Adjusting the Color of Your Hydrangea

Did you know that some species of Hydrangea have the ability to change color?!  Hydrangea macrophylla (Bigleaf or French Hydrangea) and Hydrangea serrata (Mountain Hydrangea) can both change color.

How do these Hydrangeas change color, you ask?  The pH of the soil determines the color of Hydrangea blooms.  Hydrangea in strongly acidic soils (less than 6 pH) turns the blooms blue.  Hydrangea in alkaline soil (more than 7 pH) will turn the blooms pink or even red!  A slightly acidic or neutral soil (a pH of 6 to 7) will yield purple blooms.

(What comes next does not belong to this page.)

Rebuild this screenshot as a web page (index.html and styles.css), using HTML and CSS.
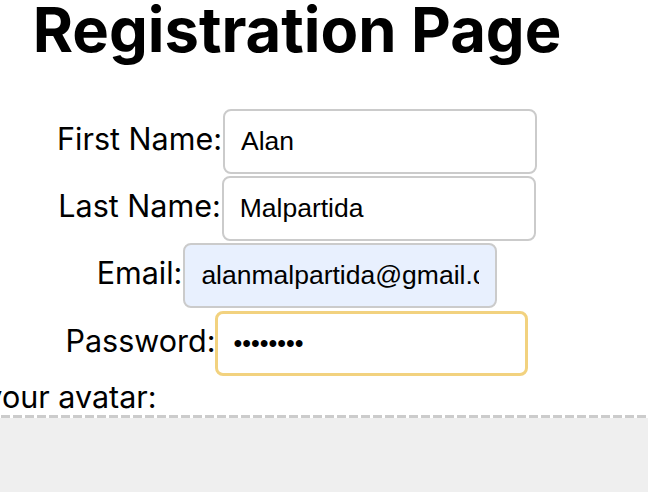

Pruning your Hydrangea depends on what species you have.  To determine when you need to prune, you must first find out when the plant sets its flower buds. Most older Hydrangea set the following year’s flower buds in later summer or early fall.  Some set flower buds in Spring.

Follow this chart we made, and we’ll make it easy for you:

Bigleaf or French Hydrangea (Hydrangea macrophylla)

Prune during the summer, just after the flowers fade.


Smooth Hydrangea (Hydrangea arborescens)

Prune in late winter or early spring.


Oakleaf Hydrangea (Hydrangea quercifolia)

Prune during the summer, just after the flowers fade.


Mountain Hydrangea (Hydrangea serrata)

Prune during the summer, just after the flowers fade.


Panicle Hydrangea (Hydrangea paniculata)

Prune in late winter or early spring.